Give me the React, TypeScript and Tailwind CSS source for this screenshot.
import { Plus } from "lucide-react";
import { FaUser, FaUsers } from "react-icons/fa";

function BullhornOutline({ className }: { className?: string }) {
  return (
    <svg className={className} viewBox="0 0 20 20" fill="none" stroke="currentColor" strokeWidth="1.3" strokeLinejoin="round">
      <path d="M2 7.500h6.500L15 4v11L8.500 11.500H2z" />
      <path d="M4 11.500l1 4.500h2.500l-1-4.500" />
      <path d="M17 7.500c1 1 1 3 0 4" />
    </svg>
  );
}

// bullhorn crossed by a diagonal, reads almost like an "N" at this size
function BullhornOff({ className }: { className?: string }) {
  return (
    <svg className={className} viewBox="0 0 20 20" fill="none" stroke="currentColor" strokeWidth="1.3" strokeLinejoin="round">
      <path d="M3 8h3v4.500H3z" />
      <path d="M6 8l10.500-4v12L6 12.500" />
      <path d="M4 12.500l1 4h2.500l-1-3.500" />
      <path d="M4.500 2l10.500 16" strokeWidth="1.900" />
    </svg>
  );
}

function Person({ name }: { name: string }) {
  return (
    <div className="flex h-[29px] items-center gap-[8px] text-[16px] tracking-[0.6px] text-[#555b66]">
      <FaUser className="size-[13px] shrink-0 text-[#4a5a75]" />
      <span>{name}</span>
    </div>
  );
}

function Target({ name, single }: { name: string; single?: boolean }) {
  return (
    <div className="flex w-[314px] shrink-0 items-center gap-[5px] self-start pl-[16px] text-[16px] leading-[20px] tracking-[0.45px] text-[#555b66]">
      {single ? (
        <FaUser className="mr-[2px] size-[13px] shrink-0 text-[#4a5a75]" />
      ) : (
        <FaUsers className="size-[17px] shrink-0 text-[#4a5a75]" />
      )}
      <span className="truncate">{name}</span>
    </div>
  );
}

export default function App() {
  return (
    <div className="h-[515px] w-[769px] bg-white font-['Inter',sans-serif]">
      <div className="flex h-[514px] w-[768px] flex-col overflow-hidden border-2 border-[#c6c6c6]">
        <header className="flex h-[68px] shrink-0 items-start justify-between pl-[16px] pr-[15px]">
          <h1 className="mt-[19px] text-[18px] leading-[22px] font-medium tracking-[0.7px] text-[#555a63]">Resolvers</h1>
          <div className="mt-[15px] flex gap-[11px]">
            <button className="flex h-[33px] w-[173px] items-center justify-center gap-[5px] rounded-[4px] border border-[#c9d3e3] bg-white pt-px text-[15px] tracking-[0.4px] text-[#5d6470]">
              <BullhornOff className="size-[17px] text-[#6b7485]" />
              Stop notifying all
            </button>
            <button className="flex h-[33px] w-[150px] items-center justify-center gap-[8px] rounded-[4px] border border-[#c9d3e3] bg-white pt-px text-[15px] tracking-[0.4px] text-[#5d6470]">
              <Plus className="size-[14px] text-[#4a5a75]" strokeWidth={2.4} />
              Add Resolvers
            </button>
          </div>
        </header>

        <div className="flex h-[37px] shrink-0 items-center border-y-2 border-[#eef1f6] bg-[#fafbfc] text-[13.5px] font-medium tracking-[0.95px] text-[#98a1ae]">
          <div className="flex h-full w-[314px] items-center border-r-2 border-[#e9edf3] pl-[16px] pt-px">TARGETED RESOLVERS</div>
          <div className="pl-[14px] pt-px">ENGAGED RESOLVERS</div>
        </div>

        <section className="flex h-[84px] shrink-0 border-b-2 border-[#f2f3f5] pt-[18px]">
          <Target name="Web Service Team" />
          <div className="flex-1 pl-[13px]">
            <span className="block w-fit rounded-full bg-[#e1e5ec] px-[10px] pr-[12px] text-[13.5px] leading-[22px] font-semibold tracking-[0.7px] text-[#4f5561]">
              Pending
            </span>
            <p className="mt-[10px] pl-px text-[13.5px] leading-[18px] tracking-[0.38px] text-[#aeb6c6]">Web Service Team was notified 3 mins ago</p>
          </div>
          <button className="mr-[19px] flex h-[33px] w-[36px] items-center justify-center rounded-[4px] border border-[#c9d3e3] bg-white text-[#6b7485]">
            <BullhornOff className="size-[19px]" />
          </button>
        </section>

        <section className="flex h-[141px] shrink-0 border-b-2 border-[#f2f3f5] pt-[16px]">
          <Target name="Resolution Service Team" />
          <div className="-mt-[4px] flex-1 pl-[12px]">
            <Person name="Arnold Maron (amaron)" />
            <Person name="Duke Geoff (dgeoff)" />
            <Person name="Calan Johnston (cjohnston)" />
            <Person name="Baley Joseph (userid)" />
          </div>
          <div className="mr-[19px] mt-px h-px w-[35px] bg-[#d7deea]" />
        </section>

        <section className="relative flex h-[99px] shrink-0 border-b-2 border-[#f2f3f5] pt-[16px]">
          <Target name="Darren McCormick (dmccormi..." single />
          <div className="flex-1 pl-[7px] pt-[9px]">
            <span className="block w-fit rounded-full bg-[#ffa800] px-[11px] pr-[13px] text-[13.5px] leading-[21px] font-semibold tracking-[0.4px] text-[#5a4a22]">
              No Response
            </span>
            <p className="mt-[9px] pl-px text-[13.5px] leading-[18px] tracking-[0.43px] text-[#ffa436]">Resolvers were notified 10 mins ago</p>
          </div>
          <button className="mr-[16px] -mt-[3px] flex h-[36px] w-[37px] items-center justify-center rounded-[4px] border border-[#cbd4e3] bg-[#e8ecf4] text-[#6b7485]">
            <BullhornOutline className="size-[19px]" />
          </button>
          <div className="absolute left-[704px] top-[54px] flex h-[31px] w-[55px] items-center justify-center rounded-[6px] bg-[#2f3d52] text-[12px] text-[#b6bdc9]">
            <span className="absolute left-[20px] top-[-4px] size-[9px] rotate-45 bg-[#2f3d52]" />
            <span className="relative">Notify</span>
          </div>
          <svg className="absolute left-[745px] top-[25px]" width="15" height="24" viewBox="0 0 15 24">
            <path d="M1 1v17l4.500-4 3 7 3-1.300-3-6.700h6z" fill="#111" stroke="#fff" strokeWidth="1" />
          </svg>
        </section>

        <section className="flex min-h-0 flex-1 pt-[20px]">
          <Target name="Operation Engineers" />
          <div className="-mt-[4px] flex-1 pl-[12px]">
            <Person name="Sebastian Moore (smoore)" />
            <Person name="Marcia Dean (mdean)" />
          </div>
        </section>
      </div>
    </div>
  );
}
....
## TASK GOAL
Output the full listing without altering anything.

## SOLUTION TO THE PROBLEM
Give me the React, TypeScript and Tailwind CSS source for this screenshot.
import { Plus } from "lucide-react";
import { FaUser, FaUsers } from "react-icons/fa";

function BullhornOutline({ className }: { className?: string }) {
  return (
    <svg className={className} viewBox="0 0 20 20" fill="none" stroke="currentColor" strokeWidth="1.3" strokeLinejoin="round">
      <path d="M2 7.500h6.500L15 4v11L8.500 11.500H2z" />
      <path d="M4 11.500l1 4.500h2.500l-1-4.500" />
      <path d="M17 7.500c1 1 1 3 0 4" />
    </svg>
  );
}

// bullhorn crossed by a diagonal, reads almost like an "N" at this size
function BullhornOff({ className }: { className?: string }) {
  return (
    <svg className={className} viewBox="0 0 20 20" fill="none" stroke="currentColor" strokeWidth="1.3" strokeLinejoin="round">
      <path d="M3 8h3v4.500H3z" />
      <path d="M6 8l10.500-4v12L6 12.500" />
      <path d="M4 12.500l1 4h2.500l-1-3.500" />
      <path d="M4.500 2l10.500 16" strokeWidth="1.900" />
    </svg>
  );
}

function Person({ name }: { name: string }) {
  return (
    <div className="flex h-[29px] items-center gap-[8px] text-[16px] tracking-[0.6px] text-[#555b66]">
      <FaUser className="size-[13px] shrink-0 text-[#4a5a75]" />
      <span>{name}</span>
    </div>
  );
}

function Target({ name, single }: { name: string; single?: boolean }) {
  return (
    <div className="flex w-[314px] shrink-0 items-center gap-[5px] self-start pl-[16px] text-[16px] leading-[20px] tracking-[0.45px] text-[#555b66]">
      {single ? (
        <FaUser className="mr-[2px] size-[13px] shrink-0 text-[#4a5a75]" />
      ) : (
        <FaUsers className="size-[17px] shrink-0 text-[#4a5a75]" />
      )}
      <span className="truncate">{name}</span>
    </div>
  );
}

export default function App() {
  return (
    <div className="h-[515px] w-[769px] bg-white font-['Inter',sans-serif]">
      <div className="flex h-[514px] w-[768px] flex-col overflow-hidden border-2 border-[#c6c6c6]">
        <header className="flex h-[68px] shrink-0 items-start justify-between pl-[16px] pr-[15px]">
          <h1 className="mt-[19px] text-[18px] leading-[22px] font-medium tracking-[0.7px] text-[#555a63]">Resolvers</h1>
          <div className="mt-[15px] flex gap-[11px]">
            <button className="flex h-[33px] w-[173px] items-center justify-center gap-[5px] rounded-[4px] border border-[#c9d3e3] bg-white pt-px text-[15px] tracking-[0.4px] text-[#5d6470]">
              <BullhornOff className="size-[17px] text-[#6b7485]" />
              Stop notifying all
            </button>
            <button className="flex h-[33px] w-[150px] items-center justify-center gap-[8px] rounded-[4px] border border-[#c9d3e3] bg-white pt-px text-[15px] tracking-[0.4px] text-[#5d6470]">
              <Plus className="size-[14px] text-[#4a5a75]" strokeWidth={2.4} />
              Add Resolvers
            </button>
          </div>
        </header>

        <div className="flex h-[37px] shrink-0 items-center border-y-2 border-[#eef1f6] bg-[#fafbfc] text-[13.5px] font-medium tracking-[0.95px] text-[#98a1ae]">
          <div className="flex h-full w-[314px] items-center border-r-2 border-[#e9edf3] pl-[16px] pt-px">TARGETED RESOLVERS</div>
          <div className="pl-[14px] pt-px">ENGAGED RESOLVERS</div>
        </div>

        <section className="flex h-[84px] shrink-0 border-b-2 border-[#f2f3f5] pt-[18px]">
          <Target name="Web Service Team" />
          <div className="flex-1 pl-[13px]">
            <span className="block w-fit rounded-full bg-[#e1e5ec] px-[10px] pr-[12px] text-[13.5px] leading-[22px] font-semibold tracking-[0.7px] text-[#4f5561]">
              Pending
            </span>
            <p className="mt-[10px] pl-px text-[13.5px] leading-[18px] tracking-[0.38px] text-[#aeb6c6]">Web Service Team was notified 3 mins ago</p>
          </div>
          <button className="mr-[19px] flex h-[33px] w-[36px] items-center justify-center rounded-[4px] border border-[#c9d3e3] bg-white text-[#6b7485]">
            <BullhornOff className="size-[19px]" />
          </button>
        </section>

        <section className="flex h-[141px] shrink-0 border-b-2 border-[#f2f3f5] pt-[16px]">
          <Target name="Resolution Service Team" />
          <div className="-mt-[4px] flex-1 pl-[12px]">
            <Person name="Arnold Maron (amaron)" />
            <Person name="Duke Geoff (dgeoff)" />
            <Person name="Calan Johnston (cjohnston)" />
            <Person name="Baley Joseph (userid)" />
          </div>
          <div className="mr-[19px] mt-px h-px w-[35px] bg-[#d7deea]" />
        </section>

        <section className="relative flex h-[99px] shrink-0 border-b-2 border-[#f2f3f5] pt-[16px]">
          <Target name="Darren McCormick (dmccormi..." single />
          <div className="flex-1 pl-[7px] pt-[9px]">
            <span className="block w-fit rounded-full bg-[#ffa800] px-[11px] pr-[13px] text-[13.5px] leading-[21px] font-semibold tracking-[0.4px] text-[#5a4a22]">
              No Response
            </span>
            <p className="mt-[9px] pl-px text-[13.5px] leading-[18px] tracking-[0.43px] text-[#ffa436]">Resolvers were notified 10 mins ago</p>
          </div>
          <button className="mr-[16px] -mt-[3px] flex h-[36px] w-[37px] items-center justify-center rounded-[4px] border border-[#cbd4e3] bg-[#e8ecf4] text-[#6b7485]">
            <BullhornOutline className="size-[19px]" />
          </button>
          <div className="absolute left-[704px] top-[54px] flex h-[31px] w-[55px] items-center justify-center rounded-[6px] bg-[#2f3d52] text-[12px] text-[#b6bdc9]">
            <span className="absolute left-[20px] top-[-4px] size-[9px] rotate-45 bg-[#2f3d52]" />
            <span className="relative">Notify</span>
          </div>
          <svg className="absolute left-[745px] top-[25px]" width="15" height="24" viewBox="0 0 15 24">
            <path d="M1 1v17l4.500-4 3 7 3-1.300-3-6.700h6z" fill="#111" stroke="#fff" strokeWidth="1" />
          </svg>
        </section>

        <section className="flex min-h-0 flex-1 pt-[20px]">
          <Target name="Operation Engineers" />
          <div className="-mt-[4px] flex-1 pl-[12px]">
            <Person name="Sebastian Moore (smoore)" />
            <Person name="Marcia Dean (mdean)" />
          </div>
        </section>
      </div>
    </div>
  );
}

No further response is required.